Il y a du boulot en intérim dans le bâtiment
« Quand le bâtiment va, tout va ! » L’adage est peut-être plus un indicateur de tendance qu’un baromètre fiable. N’empêche, depuis le début de l’année, les agences intérimaires enregistrent une nette reprise des demandes en personnel qualifié, de la part des entreprises de BTP et construction, gros oeuvre comme second oeuvre.
« C’est même la pénurie pour certains profils, relève Camille Le Corre, responsable de l’agence Proman. Les bons coffreurs sont déjà employés, de même que les canalisateurs, par exemple. »
Véronique Boubard, responsable d’agence chez Gemo emploi, situe la reprise au début du printemps. « Plaquiste, menuisier, coffreur… Dans le gros oeuvre, comme dans le second, on se retrouve confronté à une demande qu’on a du mal à satisfaire, alors qu’en début d’année on ne leur trouvait pas de boulot. »
« Hors de question d’embaucher »
Bernard Guilhemjouan, gérant de Pôle position RH, admet l’embellie, mais la nuance. « Les chantiers augmentent en dépit d’une conjoncture toujours dégradée. Dans une vision à court terme, les entreprises recherchent de la productivité immédiate, des gens qualifiés et de la flexibilité. Par contre, hors de question d’embaucher. » Urgence ou retard sur un chantier, un autre qui démarre, l’agence intérim est l’interlocutrice privilégiée des PME ou artisans, pour des contrats plutôt courts, parfois renouvelables, mais là aussi sans grande visibilité. « Les grands groupes siphonnent les gens qualifiés, pour les missions longues, sur des chantiers publics, par exemple, poursuit Bernard Guilhemjouan, on est sur des missions plus courtes, qui durent une semaine en moyenne, parfois une journée. »
Les employeurs veulent du savoir-être
Les agences intérimaires travaillent avec des « clients exigeants, qui veulent des gens autonomes et efficaces », notent conjointement Véronique Bourba et Camille Le Corre.

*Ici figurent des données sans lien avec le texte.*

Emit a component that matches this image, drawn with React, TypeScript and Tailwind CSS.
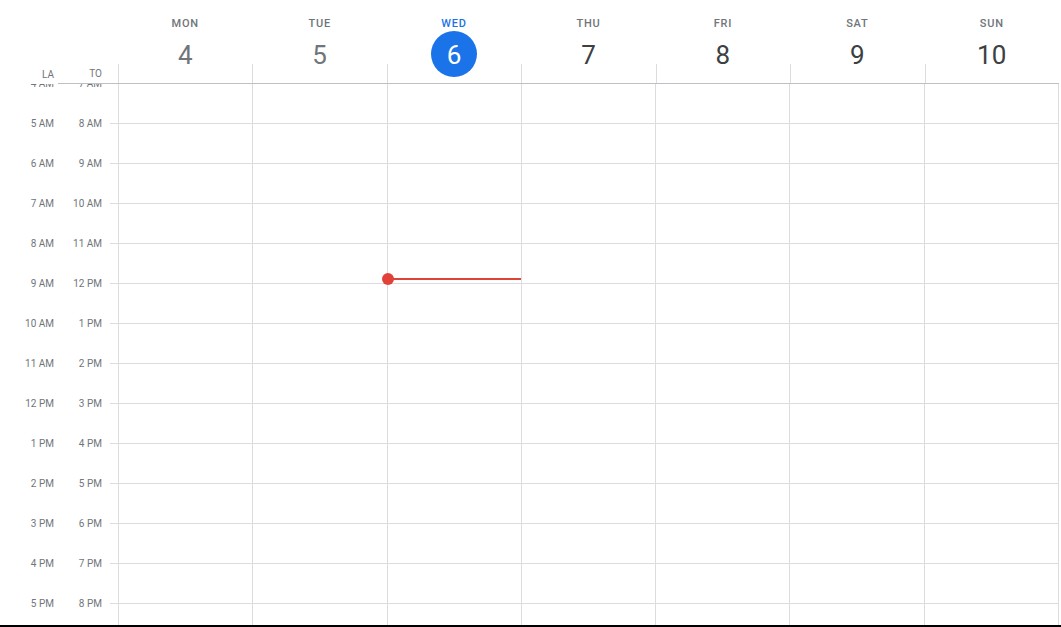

Pas nécessairement le mouton à cinq pattes, mais la personne qualifiée « motivée surtout », qui va « crocher » de suite sur le chantier.
Véronique Boubard le reconnaît : « Les entreprises s’attachent autant, sinon plus, à la mentalité de l’intérimaire qu’à son CV. A nous de leur envoyer le bon candidat qui va se fondre de suite dans les équipes. » Fort du même constat, le gérant de Pôle position RH appelle ça « le savoir-être. Aujourd’hui, les employeurs veulent 50 % de savoir-être. »

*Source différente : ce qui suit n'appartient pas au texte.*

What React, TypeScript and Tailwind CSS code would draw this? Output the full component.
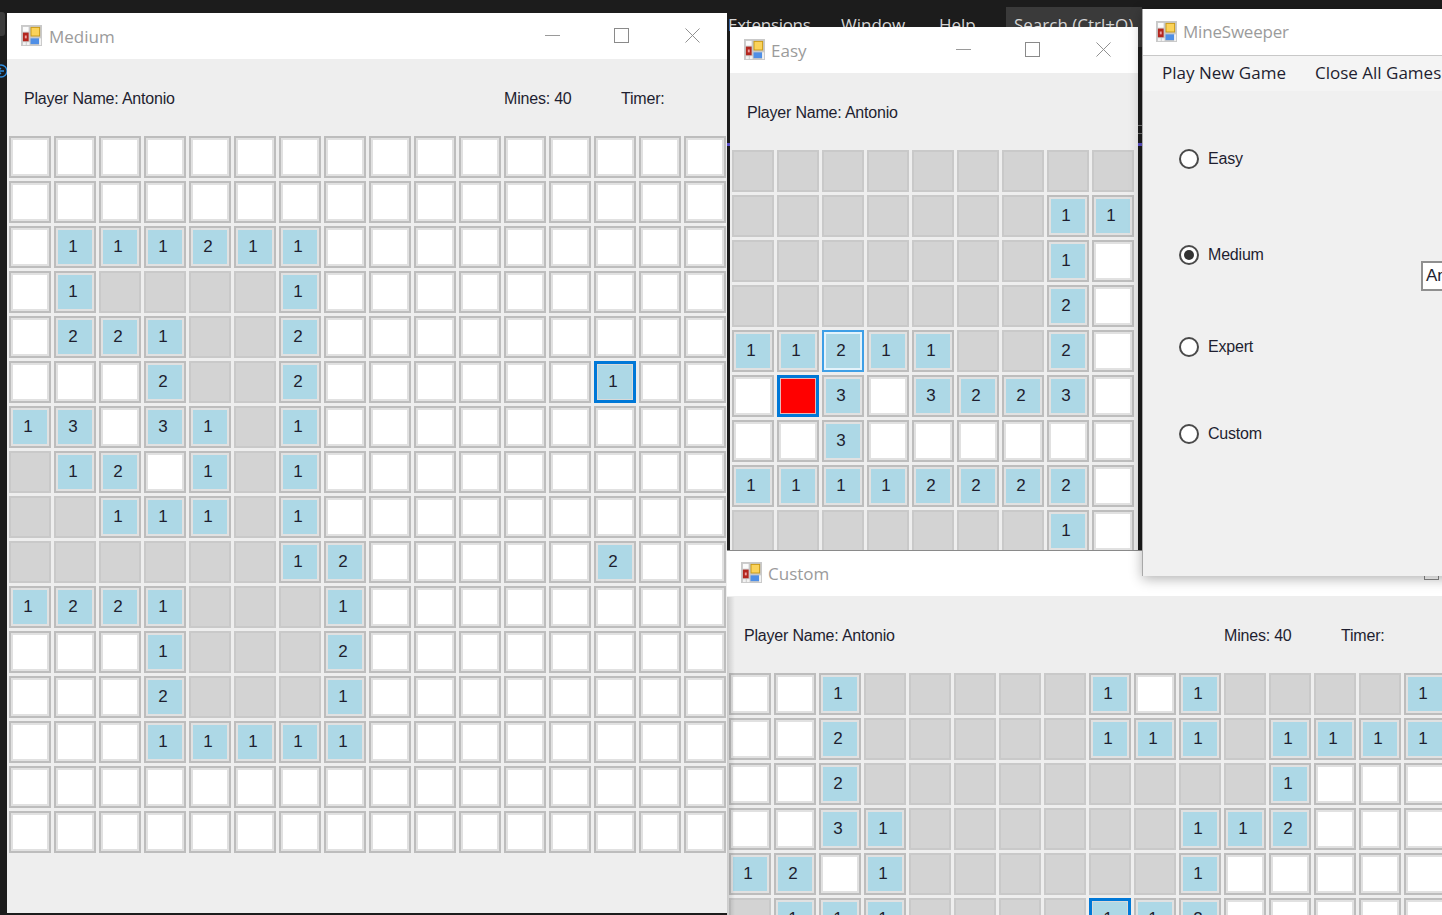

Les agences doivent en tenir compte dans leurs entretiens de recrutement. « Les boîtes du bâtiment travaillent à flux tendu, le nez dans le guidon, elles n’ont plus le temps de faire ce travail d’approche, de tester les gens, constatent Pôle position et Gemo emploi. Nous sommes leur sas. »
En contrepartie, le bon intérimaire peut se voir proposer un CDI. « L’intérim reste un excellent moyen de bosser, engendrer de l’expérience, de se faire remarquer d’un employeur, jusqu’à l’embauche parfois », promettent les agences, qui en font un argument de leur sérieux.
Une différence entre salaire et compétences
Reste que l’employabilité à partir de la quarantaine pose autant de problèmes qu’ailleurs. Plus pour une question de taux salarial horaire. « Les entreprises tirent les salaires vers le bas, comme on leur demande de lâcher sur leur marge. On explique à des gens expérimentés qu’ils n’auront pas le taux horaires en regard. Du coup, on a plus de mal à les mettre en poste », admettent Véronique Boubard et Camille Le Corre.
« L’âge est un frein, analyse, de son côté, Bernard Guilhemjouan. L’exigence de salaire est fondée à partir d’un certain niveau de qualification, mais si les entreprises ne suivent pas et que le candidat, indemnisé par ailleurs, refuse des missions, il court le risque de devoir justifier des trous dans son CV et voir s’espacer les missions. » Un cercle vicieux qui pose la question, toujours taboue, de l’indemnisation du chômage.